Estimant que ses Editions ne vont pas se laisser entrainer dans des débats biaisés, Ait Larbi a apporté des clarifications quant à cette affaire. « Tout en confirmant l’intrusion du livre d’Eric Zemmour au Sila, la Commission de censure du ministère de la Culture et des Arts prétend ne pas l’avoir autorisé. Pourtant, la procédure est bien rodée : avant d’arriver sur les stands du Sila, le catalogue des éditeurs-exposants est soumis au contrôle de la Commission de censure, qui prononce l’interdiction de tout livre édité à l’étranger et jugé, à tort ou à raison, indésirable. Quant à la censure éventuelle d’un livre édité en Algérie, elle relève de la compétence exclusive de l’autorité judiciaire (article 54 de la Constitution) », a-t-il écrit.
Il a ajouté que « contrairement à ce que laisse entendre la Commission de censure, le livre d’Eric Zemmour n’a pas été introduit frauduleusement ; il figure bien sur la liste transmise par son éditeur pour laquelle les censeurs anonymes n’ont pas jugé utile d’émettre la moindre réserve, encore moins prononcer une interdiction. N’est-ce pas là une autorisation ? », estimant qu’en « feignant de découvrir le scandale une fois révélé sur la place publique, et en qualifiant ceux qui l’ont dénoncé de « parties tendancieuses », les membres de la Commission de censure ajoutent à l’ignominie la mauvaise foi.

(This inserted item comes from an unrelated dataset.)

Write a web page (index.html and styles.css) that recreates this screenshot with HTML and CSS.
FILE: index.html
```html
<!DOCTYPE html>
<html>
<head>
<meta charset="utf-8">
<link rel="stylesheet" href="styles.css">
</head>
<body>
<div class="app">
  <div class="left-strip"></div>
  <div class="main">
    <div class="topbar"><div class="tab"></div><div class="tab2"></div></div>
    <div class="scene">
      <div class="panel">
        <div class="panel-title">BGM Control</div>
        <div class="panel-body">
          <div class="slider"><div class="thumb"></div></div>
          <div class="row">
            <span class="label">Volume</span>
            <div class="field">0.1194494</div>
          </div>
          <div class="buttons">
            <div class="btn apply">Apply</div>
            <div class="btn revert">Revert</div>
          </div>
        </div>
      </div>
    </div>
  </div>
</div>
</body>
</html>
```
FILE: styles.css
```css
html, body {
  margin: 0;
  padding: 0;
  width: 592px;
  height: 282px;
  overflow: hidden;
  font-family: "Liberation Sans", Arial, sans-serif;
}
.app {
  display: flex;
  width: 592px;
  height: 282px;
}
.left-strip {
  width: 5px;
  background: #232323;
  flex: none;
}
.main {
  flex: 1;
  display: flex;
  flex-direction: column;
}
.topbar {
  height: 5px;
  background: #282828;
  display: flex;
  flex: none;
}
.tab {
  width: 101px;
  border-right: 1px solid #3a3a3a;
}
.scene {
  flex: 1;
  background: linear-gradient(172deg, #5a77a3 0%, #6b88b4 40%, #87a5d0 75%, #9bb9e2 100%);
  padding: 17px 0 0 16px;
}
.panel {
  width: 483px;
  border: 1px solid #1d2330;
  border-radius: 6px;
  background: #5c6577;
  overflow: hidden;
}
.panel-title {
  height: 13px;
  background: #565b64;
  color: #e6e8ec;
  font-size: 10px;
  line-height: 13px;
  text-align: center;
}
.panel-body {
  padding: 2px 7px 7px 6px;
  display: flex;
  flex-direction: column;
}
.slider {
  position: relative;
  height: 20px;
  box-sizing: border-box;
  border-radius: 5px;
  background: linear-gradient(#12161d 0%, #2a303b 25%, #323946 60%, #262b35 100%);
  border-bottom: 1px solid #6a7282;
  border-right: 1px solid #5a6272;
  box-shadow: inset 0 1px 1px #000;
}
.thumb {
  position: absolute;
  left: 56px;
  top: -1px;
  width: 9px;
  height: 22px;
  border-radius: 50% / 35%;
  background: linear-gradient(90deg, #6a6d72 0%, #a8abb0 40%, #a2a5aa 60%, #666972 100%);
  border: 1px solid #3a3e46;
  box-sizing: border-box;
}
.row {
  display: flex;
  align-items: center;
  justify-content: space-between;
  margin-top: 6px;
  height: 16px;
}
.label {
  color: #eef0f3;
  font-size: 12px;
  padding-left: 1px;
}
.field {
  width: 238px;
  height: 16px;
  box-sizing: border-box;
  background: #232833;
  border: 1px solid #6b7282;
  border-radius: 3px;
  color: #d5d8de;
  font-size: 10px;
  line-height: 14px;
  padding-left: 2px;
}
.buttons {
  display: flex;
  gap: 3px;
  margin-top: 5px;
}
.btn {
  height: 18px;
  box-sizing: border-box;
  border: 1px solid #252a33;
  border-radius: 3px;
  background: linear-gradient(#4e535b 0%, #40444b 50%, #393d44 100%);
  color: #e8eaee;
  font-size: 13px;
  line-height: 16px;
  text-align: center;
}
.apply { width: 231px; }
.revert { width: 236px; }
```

Coupables, au minimum, de laxisme et de manque de vigilance, leur connivence idéologique avec l’extrême droite française est désormais bien établie par un faisceau de preuves ». Il a souligné, par ailleurs, qu’en « se débattant dans de pitoyables élucubrations pour se dédouaner de toute proximité avec Eric Zemmour et l’extrême droite française, les censeurs anonymes ont réussi à occulter un autre scandale qui dure pourtant depuis 2016, et qu’ils ne peuvent prétendre ignorer tant les preuves de leur troublante tolérance sont multiples et accablantes : l’exposition au Sila et la vente libre des œuvres de deux monstres du XXe siècle, « Mein Kampf » d’Adolf Hitler et les « Mémoires » de Mussolini, traduits en arabe par un éditeur égyptien ».